Tout d'abord, un rappel : les conditions initiales de répartition des droits à émission résultent de décisions politiques plus que d'un examen objectif de la situation.

Cependant, au moment des négociations, la France avait souhaité l'application de critères objectifs, tels que le niveau d'émissions par habitant. Mais les États-Unis d'Amérique ont refusé de s'engager sur une telle base .

A. LES PAYS DU « NORD » S'OCTROIENT DES DÉPASSEMENTS NÉGOCIÉS

La Russie et l'Ukraine ont obtenu que leurs émissions de gaz sur la période 2008-2012 soient stabilisées et non pas réduites par rapport à l'année 1990. Or, il est évident que cette année de référence revient à prendre comme donnée de départ l'état de l'économie résultant du modèle soviétique, connu pour être particulièrement dispendieux en énergie. Par la suite, les pays de la Communauté des États Indépendants (CEI) ont connu une forte récession économique, et, de ce fait, peuvent se présenter en vendeurs potentiels d'une quantité importante de permis négociables, ce qui autorisera les pays acheteurs à dépasser leur quota contre rémunération, mais ne réduira en rien l'émission effective de gaz à effet de serre à l'échelle du monde.
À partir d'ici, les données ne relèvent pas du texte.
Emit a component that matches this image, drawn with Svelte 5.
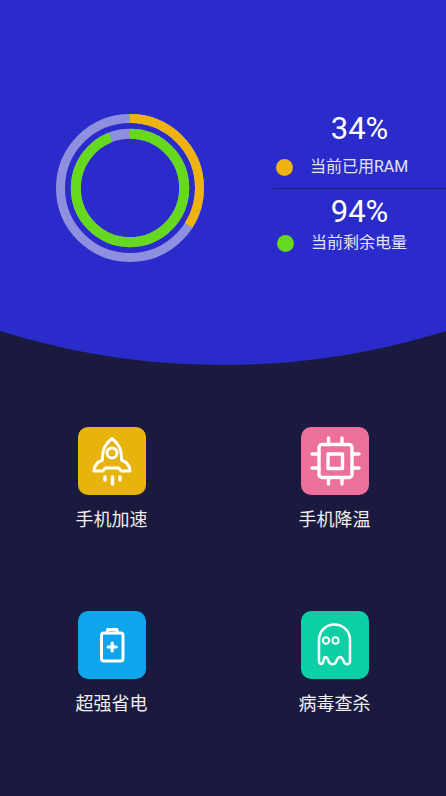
<script>
  // ring percentages as shown on the page
  const R_OUT = 69.5;
  const R_IN = 54.2;
  const dash = (r, pct) => {
    const c = 2 * Math.PI * r;
    return `${(c * pct) / 100} ${c}`;
  };
  const tools = [
    { id: "rocket", label: "手机加速", color: "#e9b30e" },
    { id: "chip", label: "手机降温", color: "#ec7099" },
    { id: "battery", label: "超强省电", color: "#0ea5ec" },
    { id: "ghost", label: "病毒查杀", color: "#0ccfa5" },
  ];
</script>

<div class="page">
  <section class="hero">
    <div class="ring">
      <svg width="160" height="160" viewBox="0 0 160 160">
        <g fill="none" transform="rotate(-90 80 80)">
          <circle cx="80" cy="80" r={R_OUT} stroke="#8f8fdf" stroke-width="9" />
          <circle cx="80" cy="80" r={R_OUT} stroke="#eeb211" stroke-width="9" stroke-dasharray={dash(R_OUT, 34)} />
          <circle cx="80" cy="80" r={R_IN} stroke="#8f8fdf" stroke-width="10" />
          <circle cx="80" cy="80" r={R_IN} stroke="#66d91e" stroke-width="10" stroke-dasharray={dash(R_IN, 94)} />
        </g>
      </svg>
    </div>
    <div class="stats">
      <div class="stat first">
        <p class="num">34%</p>
        <p class="name"><i style="background:#eeb211"></i>当前已用RAM</p>
      </div>
      <div class="stat second">
        <p class="num">94%</p>
        <p class="name"><i style="background:#66d91e"></i>当前剩余电量</p>
      </div>
    </div>
  </section>

  <section class="grid">
    {#each tools as t}
      <div class="tool">
        <div class="tile" style="background:{t.color}">
          <svg width="68" height="68" viewBox="0 0 68 68" fill="none" stroke="#fff" stroke-width="3" stroke-linecap="round" stroke-linejoin="round">
            {#if t.id === "rocket"}
              <path d="M34 11.5 C28 16 24.5 23 24.5 30 L24.5 33 C19.5 35 16 39 16 44 L25 44 L27 41 L41 41 L43 44 L52 44 C52 39 48.5 35 43.5 33 L43.5 30 C43.5 23 40 16 34 11.5 Z" />
              <circle cx="34" cy="26" r="5" />
              <path d="M27 50 V53 M34.5 50 V57 M42 50 V53" stroke-width="3.4" />
            {:else if t.id === "chip"}
              <rect x="18" y="17.5" width="33" height="33" rx="3" stroke-width="3.4" />
              <rect x="27" y="27" width="14.5" height="14.5" stroke-width="3.4" />
              <path d="M27.5 11 V17 M41 11 V17 M27.5 51 V57 M41 51 V57 M11 27 H18 M11 41 H18 M51 27 H58 M51 41 H58" stroke-width="3.4" />
            {:else if t.id === "battery"}
              <rect x="23.5" y="22" width="21.5" height="28" rx="2.5" />
              <path d="M29.5 22 V18.5 H39 V22" />
              <path d="M34.2 32 V40 M30.2 36 H38.2" stroke-width="3.2" />
            {:else}
              <path d="M18 50 V29 C18 20 25 13.5 33.5 13.5 C42 13.5 49 20 49 29 V50 C49 53 45.5 54.5 43.5 52 C42 49 41.5 46 39 46 C36.5 46 36 49 35 51 C33.5 54 29.5 54 28 51 C27 49 26.5 46 24.5 46 C22.5 46 23 49 22 51.5 C21 54 18 53 18 50 Z" stroke-width="2.5" />
              <circle cx="25" cy="29.5" r="3.2" stroke-width="2" />
              <circle cx="34.5" cy="29.5" r="3.2" stroke-width="2" />
            {/if}
          </svg>
        </div>
        <p class="label">{t.label}</p>
      </div>
    {/each}
  </section>
</div>

<style>
  :global(body) {
    margin: 0;
    background: #1a1a3e;
  }
  .page {
    width: 446px;
    height: 796px;
    overflow: hidden;
    background: #1a1a3e;
    font-family: Roboto, "Noto Sans CJK SC", sans-serif;
    color: #fff;
  }
  .hero {
    height: 365px;
    background: #2b2bcb;
    clip-path: circle(748px at 50% -383px);
    display: flex;
    box-sizing: border-box;
    padding: 108px 0 0 50px;
  }
  .ring {
    width: 160px;
    height: 160px;
    flex: none;
  }
  .ring svg {
    display: block;
  }
  .stats {
    margin-left: 63px;
    flex: 1;
    padding-top: 3px;
  }
  .stat {
    text-align: center;
  }
  .first {
    height: 77px;
    border-bottom: 1px solid #1f2070;
  }
  .num {
    margin: 0;
    font-size: 31px;
    font-weight: 400;
    line-height: 36px;
    width: 173px;
  }
  .name {
    margin: 9px 0 0;
    display: flex;
    align-items: center;
    font-size: 16px;
    line-height: 22px;
    color: #e3e3f8;
    padding-left: 3px;
  }
  .second .num {
    margin-top: 5px;
  }
  .second .name {
    margin-top: 2px;
    padding-left: 4px;
  }
  .name i {
    width: 17px;
    height: 17px;
    border-radius: 50%;
    margin-right: 17px;
    flex: none;
  }
  .grid {
    display: grid;
    grid-template-columns: 223px 223px;
    grid-auto-rows: 184px;
    padding-top: 62px;
  }
  .tool {
    display: flex;
    flex-direction: column;
    align-items: center;
  }
  .tile {
    width: 68px;
    height: 68px;
    border-radius: 10px;
  }
  .tile svg {
    display: block;
  }
  .label {
    margin: 12px 0 0;
    font-size: 18px;
    line-height: 26px;
    color: #f0f0f5;
  }
</style>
Paradoxalement, les États-Unis d'Amérique pourront , par exemple, continuer à émettre sept fois plus de gaz à effet de serre par habitant que le taux moyen mondial 65 ( * ) tout en gageant ce gaspillage d'énergie présent et futur sur les anciens gaspillages de l'économie soviétique.

Faut-il avaliser un tel système au nom de la réduction des émissions de gaz à effet de serre ? Faut-il accepter que certains pays développés aient même obtenu le droit d'augmenter leurs émissions ?

Il peut être rappelé qu'à la suite de la conférence de Kyoto, les États-Unis d'Amérique, le Canada, le Japon, l'Australie et la Nouvelle-Zélande avaient tenté de créer, avec la Russie et l'Ukraine, une sorte de bulle de coopération pour tirer tout le profit du mécanisme du protocole. Même s'ils ne sont pas parvenus alors à un accord interne sur la répartition des objectifs, cette tentative a bien montré les limites du mécanisme mis en place et les véritables finalités de certains partenaires. C'est pourquoi, loin de se lamenter de la récente remise en cause du protocole de Kyoto par le nouveau président des États-Unis d'Amérique, il aurait peut-être été plus constructif de revisiter les bases de cet accord international afin de mieux faire correspondre les objectifs affichés du protocole avec les modalités retenues pour sa mise en oeuvre.

* 65 En moyenne, un habitant de la Planète émet une tonne d'équivalent carbone par personne et par an, un Français, deux tonnes, un Allemand, trois tonnes et un Américain du Nord, sept tonnes.